While most insurance companies still like to have human eyes in the process, some are beginning to automate processes, using both traditional rules-based approaches as well as artificial intelligence. One area where Verisk is getting traction with AI is in claims processing.
As part of the claims process, policyholders must submit an image of the claim. Verisk has developed a service that utilizes deep neural networks to identify doctored images on behalf of its clients. The service analyzes various aspects of the image, including the metadata, to detect whether the image has been manipulated in some way. Some fraudsters may try and grab a photo off the Net, but Verisk will find it with a simple Google Image search.
“The more data that comes in, the better trained those models are, and we augment them all the time,” Fiorino says. ” The other thing is just getting more and more advance on image forensics and Identifying doctored images and things that just don’t make sense. A lot of our stuff comes in through pictures, so that’s where there’s a lot of potential for fraud.”
Verisk uses a range of tools to analyze data for signs of fraud, including Apache Spark, R, Python, and various ETL tools and AI frameworks. It uses Syncsort‘s Trillium and Melissa Data to verify data, and stores data in Oracle, MongoDB, and SQL Server databases, a Hadoop data lake, a Snowflake data warehouse, and IBM mainframes.
One of the more powerful ways that Verisk can track down fraudsters is by tracing the personal connections among the folks who file claims. It uses Neo4j‘s graph database to find friends, family members, and other acquaintances that may be involved in fraud.
“[The fraudsters] always seem to be one step ahead, and that’s where AI picks up a lot of these trends and picks up a lot of the connections between people who don’t seem to be connected, but are,” Fiorino says. “Somebody’s brother-in-law files a claim instead of the person who filed the claim last year for a hurricane. But it’s at the same address. So it picks up on those things.”
As the insurance industry adopts automation, it could potentially increase fraud rates. That’s because fraudsters will detect the thresholds that insurance companies set for so-called straight through processing (STP). When the maximum threshold for STP becomes known, insurance companies will often see a flurry of activity coming in just below that threshold.

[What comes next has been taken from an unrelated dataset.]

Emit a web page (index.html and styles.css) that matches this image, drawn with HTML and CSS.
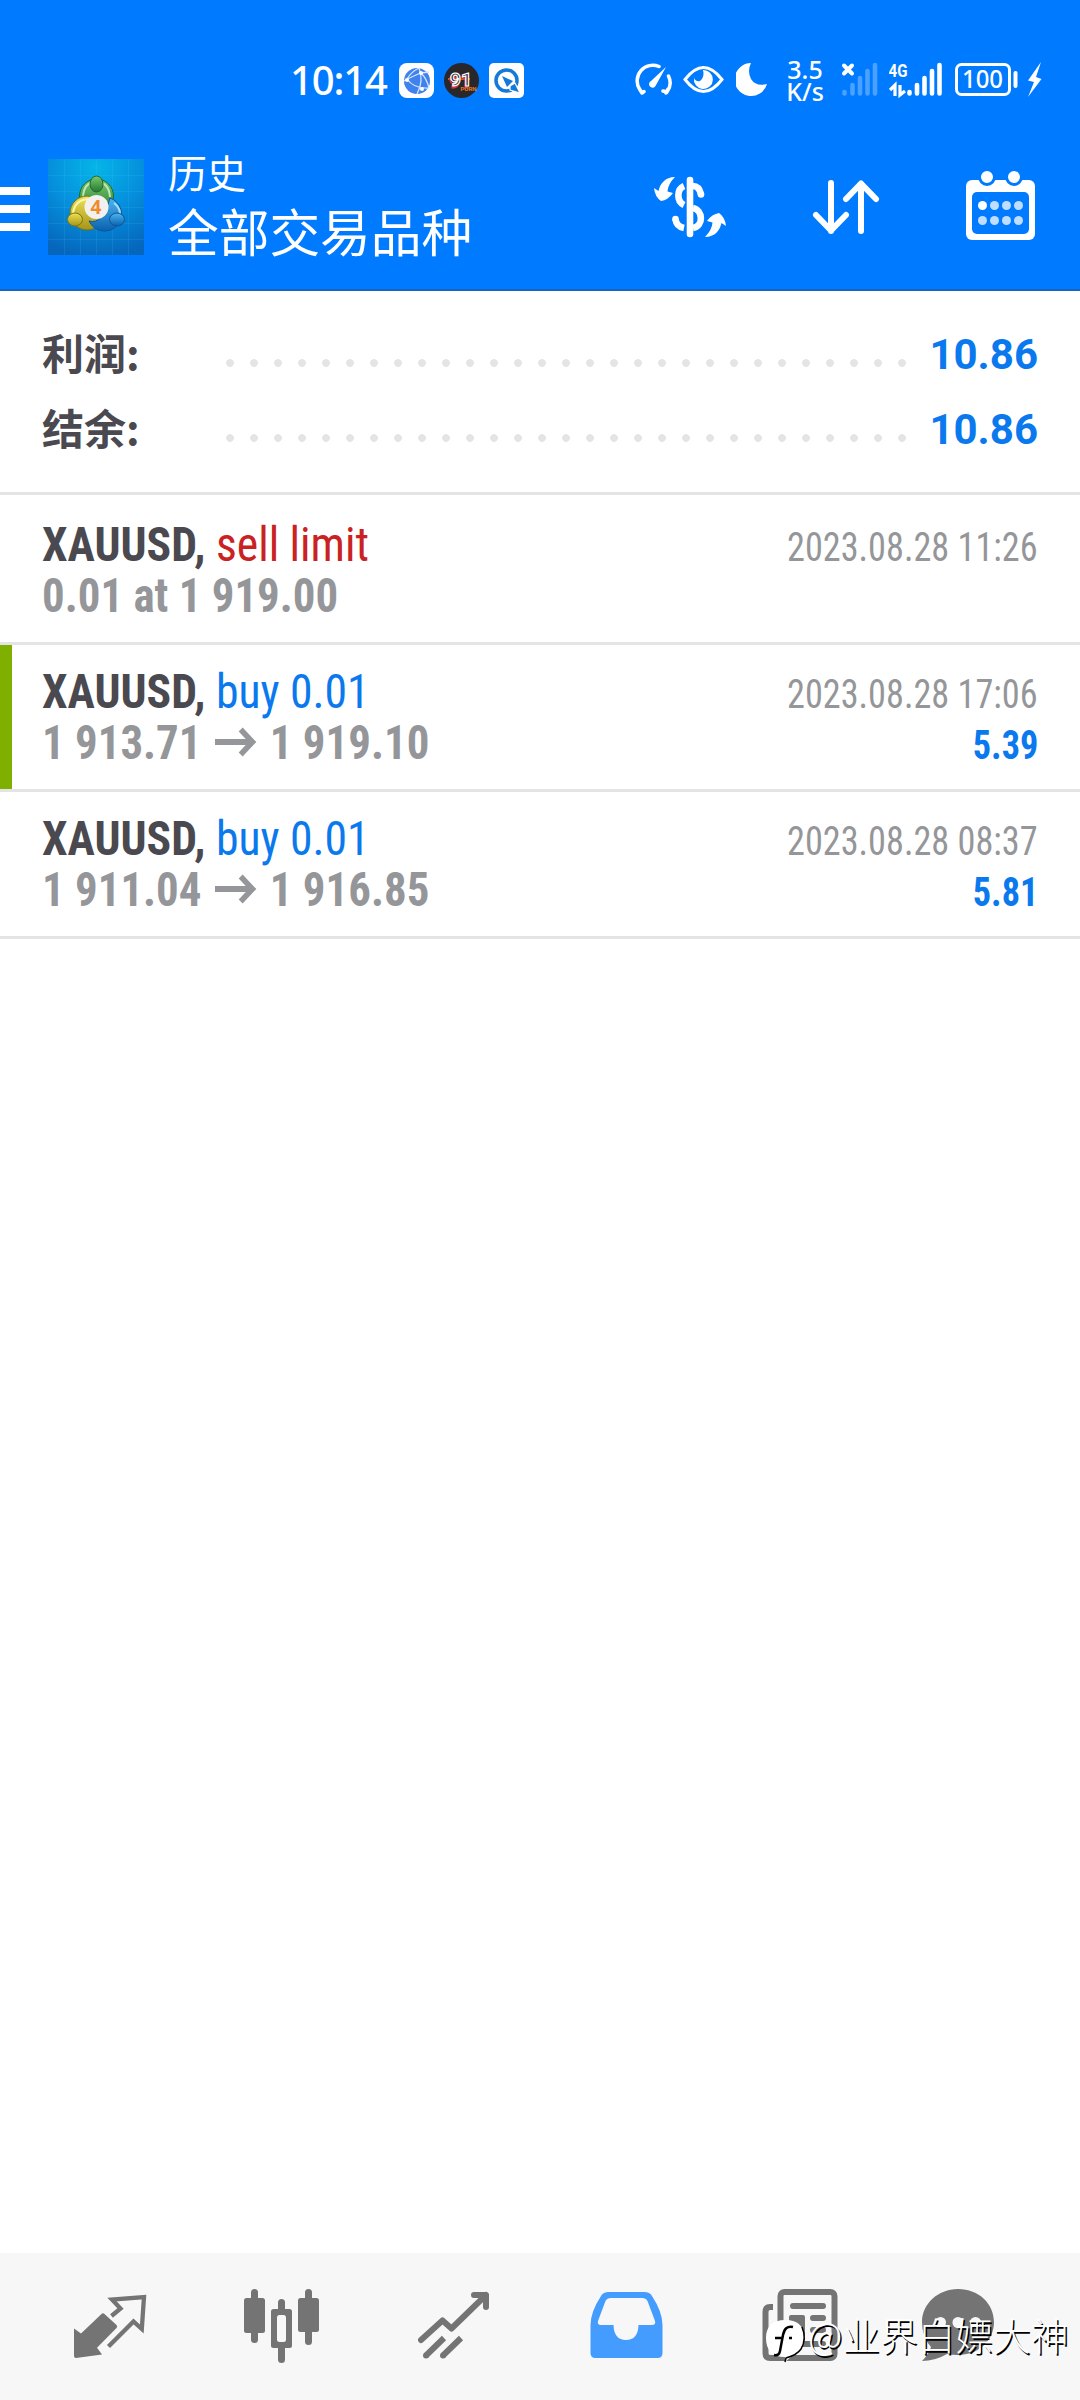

That’s one of the reasons why companies like Verisk are adopting advanced analytics AI as automation spreads: to flesh out these fraud networks before they even have a chance to file a claim.
“Identifying the fraud after the fact still takes a lot of man hours and a lot of work,” Fiorino says. “But identifying it in the underwriting stage and connecting these networks is the big thing. These guys know how to game the system. So identifying these fraud networks is where the biggest financial savings is.”